In 1880, following the queen's death, King Pomare V was persuaded to cede Tahiti and most of its dependencies to France. In 1957, all the islands of Tahiti were reconstituted as the overseas French territory called French Polynesia. Since 1984, a statue of autonomy was implemented and, in 1998, French Polynesia became an overseas country with greater self-governing powers through their own Assembly and President. With these powers, the country is now negotiating international agreements with foreign states in matters of commerce and investment.

What to Do

Tahiti scenic hike

  • Overwater Bungalows — The world's most perfect hotel room! Sleep above the turquoise lagoon waters in your thatched-roof hideaway with all the amenities and service of a first class hotel room.

  • Polynesian Spas - Experience true relaxation and rejuvenation at one of the many luxurious Polynesian spas while nurtured by the tropical ambience.

  • Cruising - The world's most romantic voyages depart every week for Tahiti's most beautiful isles. Voyage within the legendary South Pacific aboard luxurious cruise ships and super yachts that travel between Tahiti's most beautiful islands.

  • Culture - The Tahitians of the modern era maintain their heritage and traditions of their Maohi ancestors. Oral history recounts the adventures of gods and warriors in colorful legends where javelin throwing was the sport of the gods, surf riding was favored by the kings, and Aito strongmen competed in outrigger canoe races and stone lifting as a show of pure strength.

  • Marae - The open-air sanctuaries called Marae were once the center of power in ancient Polynesia. These large, stone structures, akin to temples, hosted the important events of the times including the worship of the gods, peace treaties, celebrations of war, and the launch of voyages to colonize distant lands.

  • Heiva I Tahiti - In celebration of ancient traditions and competitions, the annual Heiva festival has been the most important event in Tahiti for the past 122 years. For visitors, there is no better place in the world to be during July than surrounded by this pure display of Polynesian festivity. Tahitians gather in Papeete from many islands to display their crafts, compete in ancient sporting events, and recreate traditional and elaborate dance performances.

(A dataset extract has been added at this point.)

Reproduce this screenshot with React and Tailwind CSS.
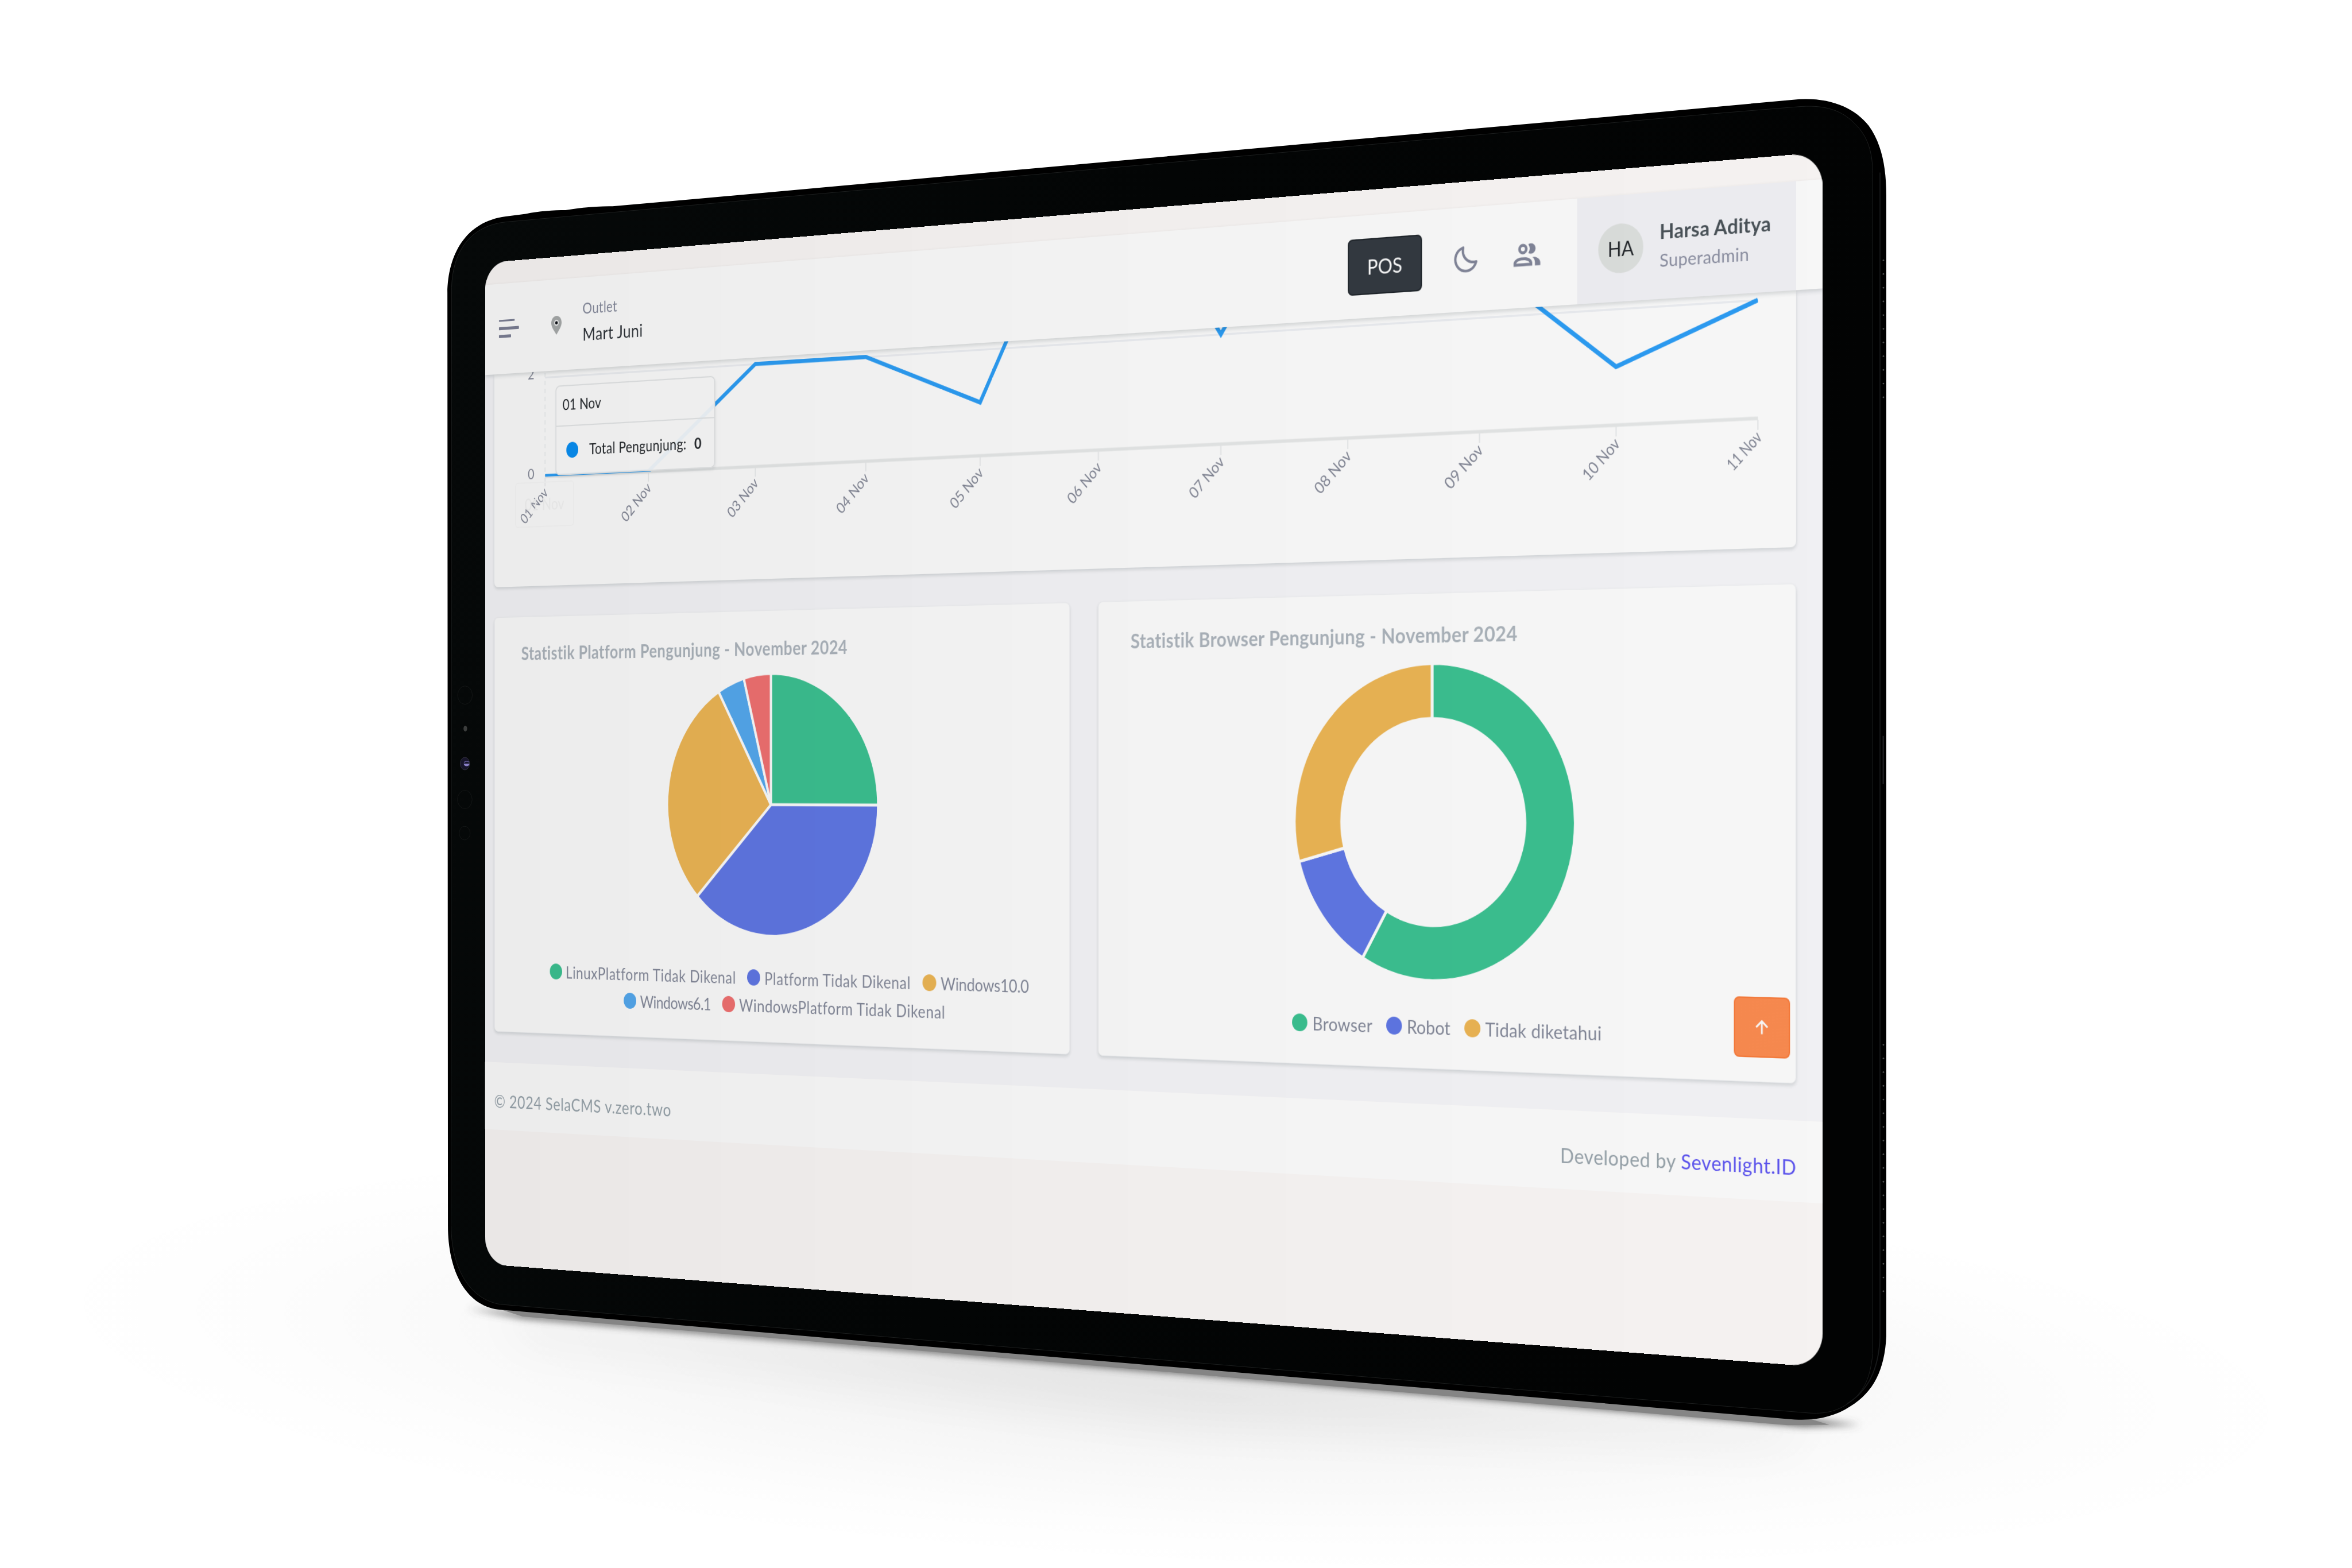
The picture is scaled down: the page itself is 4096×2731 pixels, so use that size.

  • Music and Dance - The beauty, drama, and power of today's Tahitian dance testify to its resilience in Polynesian culture. In ancient times, dances were directly linked with all aspects of life. One would dance for joy, to welcome a visitor, to pray to a god, to challenge an enemy, and to seduce a mate. Dance is still accompanied by traditional musical instruments such as thunderous drums, conch shells, and harmonic nasal flutes. Modern Tahitian music is enjoyable as well, with a sound that often blends Polynesian rhythm and Western melody.

  • Handcrafts - The skills of the ancestors' artistry are kept sacred and passed on by both the "mamas", the guardians of tradition and the matriarchs of Tahitian society as well as by skilled craftsmen. Items include weaving, quilting, wooden sculptures and bowls, drums, tapa, carvings, and hand-dyed pareu.

Where to Stay

Tahiti overwater bungalow hotel rooms

  • InterContinental Resort & Spa Tahiti - This idyllic resort is surrounded by 30 acres of gardens and even a fascinating lagoonarium. While two wings of the hotel divide most rooms, there are also 31 overwater bungalows to choose from. Resort amenities include a pair of infinity pools, white-sand beach, water sports, fine dining, and more.

  • Hotel Sofitel Bora Bora Marara Beach Resort - Nestled on a private white-sand beach on the edge of Bora Bora’s incredible lagoon, Sofitel’s standout resort features 55 bungalows with a mix of modern and Polynesian decor. Highlights include a restaurant, outdoor pool, poolside bar, fitness center, spa, and numerous water sport activities. 

  • Le Meridien Bora Bora - Recently renovated, Le Meridien Bora Bora features six categories of bungalows and offers Polynesian touches everywhere. Enjoy air-conditioned bungalows, walk-in showers, and thatched roof accommodations. Overwater bungalows also features glass flooring for underwater views, plus a private deck with ladders to easily slip into the warm waters for a swim or snorkel excursion.

  • Hilton Bora Bora Nui Resort & Spa - This 120-unit gem features 72 overwater bungalows equipped with tapa cloth, intricate bamboo, and shell detailing. Rooms exude rustic elegance and have marble bathrooms, glass floor panels to view the active sea life, and flat-screen TVs. Plus, with four restaurants, a spa, private beach, and relaxing pool, there’s plenty to keep you busy. 

Where to Eat

Tahiti beachfront restaurant

  • La Villa Mahana - Tucked inside a Mediterranean-style villa, La Villa Mahana is known for its fine international cuisine and terrific ambiance. Be sure to save at least night for a romantic dinner at this special restaurant.

  • Bloody Mary’s Restaurant - An American-style barbecued fish and steak joint where the day’s catch is what’s for dinner. Terrific for lunch, dinner, and drinks.

  • Bora Kaina Hut - A standout dining spot that’s both laid-back and uniquely Tahitian. We think you’ll find the atmosphere particularly enchanting with its wooden furniture, tables candlelit tables, and sandy floor. 

Getting There

With daily nonstop flights, Tahiti is easier to travel to than you might imagine. Tahiti's Faa'a Airport is under 8 hours by air from Los Angeles International Airport (LAX) and there are multiple flights a week.